▶ [WHAT THE TASK REQUIRES]: Omit all images. Transcribe the rest of the material below exactly.

▶ [INFORMATION PROVIDED]:

· · · · · · ·

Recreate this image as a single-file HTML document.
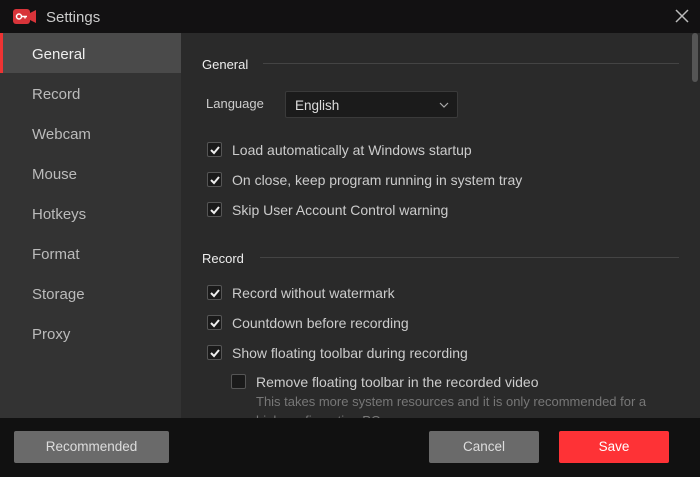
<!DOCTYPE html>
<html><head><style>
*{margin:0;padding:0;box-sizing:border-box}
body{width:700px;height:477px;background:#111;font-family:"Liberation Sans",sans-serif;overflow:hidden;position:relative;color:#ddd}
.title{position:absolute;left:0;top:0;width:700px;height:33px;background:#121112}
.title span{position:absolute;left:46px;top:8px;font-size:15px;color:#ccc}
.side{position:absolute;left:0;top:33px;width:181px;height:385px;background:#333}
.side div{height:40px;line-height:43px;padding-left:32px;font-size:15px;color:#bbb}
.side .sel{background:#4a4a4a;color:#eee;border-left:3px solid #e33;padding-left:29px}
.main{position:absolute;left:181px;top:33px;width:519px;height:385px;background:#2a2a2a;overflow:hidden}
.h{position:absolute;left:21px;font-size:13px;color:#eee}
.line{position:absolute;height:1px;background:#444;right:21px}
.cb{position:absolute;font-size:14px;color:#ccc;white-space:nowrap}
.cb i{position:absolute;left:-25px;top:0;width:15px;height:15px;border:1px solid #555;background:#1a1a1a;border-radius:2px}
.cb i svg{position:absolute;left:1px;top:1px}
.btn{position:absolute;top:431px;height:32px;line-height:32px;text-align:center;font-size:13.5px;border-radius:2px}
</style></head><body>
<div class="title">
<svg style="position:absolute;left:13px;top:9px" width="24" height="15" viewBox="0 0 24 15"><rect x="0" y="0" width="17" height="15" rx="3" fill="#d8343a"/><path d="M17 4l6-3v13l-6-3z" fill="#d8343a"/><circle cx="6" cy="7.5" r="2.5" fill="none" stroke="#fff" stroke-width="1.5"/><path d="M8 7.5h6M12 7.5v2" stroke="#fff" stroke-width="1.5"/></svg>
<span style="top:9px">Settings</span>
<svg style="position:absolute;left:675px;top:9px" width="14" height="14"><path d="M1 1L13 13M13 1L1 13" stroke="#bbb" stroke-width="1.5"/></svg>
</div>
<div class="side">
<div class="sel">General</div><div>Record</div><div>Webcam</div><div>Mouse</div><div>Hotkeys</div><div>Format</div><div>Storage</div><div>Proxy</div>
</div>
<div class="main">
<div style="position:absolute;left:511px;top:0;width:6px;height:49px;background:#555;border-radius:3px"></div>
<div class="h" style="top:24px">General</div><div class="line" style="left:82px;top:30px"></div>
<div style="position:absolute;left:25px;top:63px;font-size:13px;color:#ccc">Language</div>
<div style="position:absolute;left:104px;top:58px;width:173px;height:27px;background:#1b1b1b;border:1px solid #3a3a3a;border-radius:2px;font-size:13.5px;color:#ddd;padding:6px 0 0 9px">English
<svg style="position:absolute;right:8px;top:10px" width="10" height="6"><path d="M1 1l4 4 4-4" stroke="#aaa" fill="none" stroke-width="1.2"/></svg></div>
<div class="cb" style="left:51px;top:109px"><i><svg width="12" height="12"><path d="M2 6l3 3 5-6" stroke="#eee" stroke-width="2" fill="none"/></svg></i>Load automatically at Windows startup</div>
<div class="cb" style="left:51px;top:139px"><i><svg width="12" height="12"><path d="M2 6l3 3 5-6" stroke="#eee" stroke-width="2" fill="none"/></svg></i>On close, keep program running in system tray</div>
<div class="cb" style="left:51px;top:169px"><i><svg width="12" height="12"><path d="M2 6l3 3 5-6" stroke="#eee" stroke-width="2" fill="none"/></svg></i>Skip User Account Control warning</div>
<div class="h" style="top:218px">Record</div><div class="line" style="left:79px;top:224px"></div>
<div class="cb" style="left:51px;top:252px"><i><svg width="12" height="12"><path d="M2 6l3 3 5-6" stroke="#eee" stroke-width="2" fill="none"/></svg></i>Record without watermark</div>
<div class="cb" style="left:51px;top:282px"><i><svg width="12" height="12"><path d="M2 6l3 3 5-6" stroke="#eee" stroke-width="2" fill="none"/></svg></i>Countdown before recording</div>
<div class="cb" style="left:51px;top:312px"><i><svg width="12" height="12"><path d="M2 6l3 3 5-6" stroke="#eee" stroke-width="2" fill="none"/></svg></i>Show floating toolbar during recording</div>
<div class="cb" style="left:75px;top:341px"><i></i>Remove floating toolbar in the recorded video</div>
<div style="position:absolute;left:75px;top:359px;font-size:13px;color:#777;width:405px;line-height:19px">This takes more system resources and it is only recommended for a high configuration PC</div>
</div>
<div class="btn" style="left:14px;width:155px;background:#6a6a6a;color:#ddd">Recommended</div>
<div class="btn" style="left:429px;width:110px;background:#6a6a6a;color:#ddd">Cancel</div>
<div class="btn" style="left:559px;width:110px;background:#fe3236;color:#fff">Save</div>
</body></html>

· · · · · · ·

▶ [TASK SOLUTION]:
Recreate this image as a single-file HTML document.
<!DOCTYPE html>
<html><head><style>
*{margin:0;padding:0;box-sizing:border-box}
body{width:700px;height:477px;background:#111;font-family:"Liberation Sans",sans-serif;overflow:hidden;position:relative;color:#ddd}
.title{position:absolute;left:0;top:0;width:700px;height:33px;background:#121112}
.title span{position:absolute;left:46px;top:8px;font-size:15px;color:#ccc}
.side{position:absolute;left:0;top:33px;width:181px;height:385px;background:#333}
.side div{height:40px;line-height:43px;padding-left:32px;font-size:15px;color:#bbb}
.side .sel{background:#4a4a4a;color:#eee;border-left:3px solid #e33;padding-left:29px}
.main{position:absolute;left:181px;top:33px;width:519px;height:385px;background:#2a2a2a;overflow:hidden}
.h{position:absolute;left:21px;font-size:13px;color:#eee}
.line{position:absolute;height:1px;background:#444;right:21px}
.cb{position:absolute;font-size:14px;color:#ccc;white-space:nowrap}
.cb i{position:absolute;left:-25px;top:0;width:15px;height:15px;border:1px solid #555;background:#1a1a1a;border-radius:2px}
.cb i svg{position:absolute;left:1px;top:1px}
.btn{position:absolute;top:431px;height:32px;line-height:32px;text-align:center;font-size:13.5px;border-radius:2px}
</style></head><body>
<div class="title">
<svg style="position:absolute;left:13px;top:9px" width="24" height="15" viewBox="0 0 24 15"><rect x="0" y="0" width="17" height="15" rx="3" fill="#d8343a"/><path d="M17 4l6-3v13l-6-3z" fill="#d8343a"/><circle cx="6" cy="7.5" r="2.5" fill="none" stroke="#fff" stroke-width="1.5"/><path d="M8 7.5h6M12 7.5v2" stroke="#fff" stroke-width="1.5"/></svg>
<span style="top:9px">Settings</span>
<svg style="position:absolute;left:675px;top:9px" width="14" height="14"><path d="M1 1L13 13M13 1L1 13" stroke="#bbb" stroke-width="1.5"/></svg>
</div>
<div class="side">
<div class="sel">General</div><div>Record</div><div>Webcam</div><div>Mouse</div><div>Hotkeys</div><div>Format</div><div>Storage</div><div>Proxy</div>
</div>
<div class="main">
<div style="position:absolute;left:511px;top:0;width:6px;height:49px;background:#555;border-radius:3px"></div>
<div class="h" style="top:24px">General</div><div class="line" style="left:82px;top:30px"></div>
<div style="position:absolute;left:25px;top:63px;font-size:13px;color:#ccc">Language</div>
<div style="position:absolute;left:104px;top:58px;width:173px;height:27px;background:#1b1b1b;border:1px solid #3a3a3a;border-radius:2px;font-size:13.5px;color:#ddd;padding:6px 0 0 9px">English
<svg style="position:absolute;right:8px;top:10px" width="10" height="6"><path d="M1 1l4 4 4-4" stroke="#aaa" fill="none" stroke-width="1.2"/></svg></div>
<div class="cb" style="left:51px;top:109px"><i><svg width="12" height="12"><path d="M2 6l3 3 5-6" stroke="#eee" stroke-width="2" fill="none"/></svg></i>Load automatically at Windows startup</div>
<div class="cb" style="left:51px;top:139px"><i><svg width="12" height="12"><path d="M2 6l3 3 5-6" stroke="#eee" stroke-width="2" fill="none"/></svg></i>On close, keep program running in system tray</div>
<div class="cb" style="left:51px;top:169px"><i><svg width="12" height="12"><path d="M2 6l3 3 5-6" stroke="#eee" stroke-width="2" fill="none"/></svg></i>Skip User Account Control warning</div>
<div class="h" style="top:218px">Record</div><div class="line" style="left:79px;top:224px"></div>
<div class="cb" style="left:51px;top:252px"><i><svg width="12" height="12"><path d="M2 6l3 3 5-6" stroke="#eee" stroke-width="2" fill="none"/></svg></i>Record without watermark</div>
<div class="cb" style="left:51px;top:282px"><i><svg width="12" height="12"><path d="M2 6l3 3 5-6" stroke="#eee" stroke-width="2" fill="none"/></svg></i>Countdown before recording</div>
<div class="cb" style="left:51px;top:312px"><i><svg width="12" height="12"><path d="M2 6l3 3 5-6" stroke="#eee" stroke-width="2" fill="none"/></svg></i>Show floating toolbar during recording</div>
<div class="cb" style="left:75px;top:341px"><i></i>Remove floating toolbar in the recorded video</div>
<div style="position:absolute;left:75px;top:359px;font-size:13px;color:#777;width:405px;line-height:19px">This takes more system resources and it is only recommended for a high configuration PC</div>
</div>
<div class="btn" style="left:14px;width:155px;background:#6a6a6a;color:#ddd">Recommended</div>
<div class="btn" style="left:429px;width:110px;background:#6a6a6a;color:#ddd">Cancel</div>
<div class="btn" style="left:559px;width:110px;background:#fe3236;color:#fff">Save</div>
</body></html>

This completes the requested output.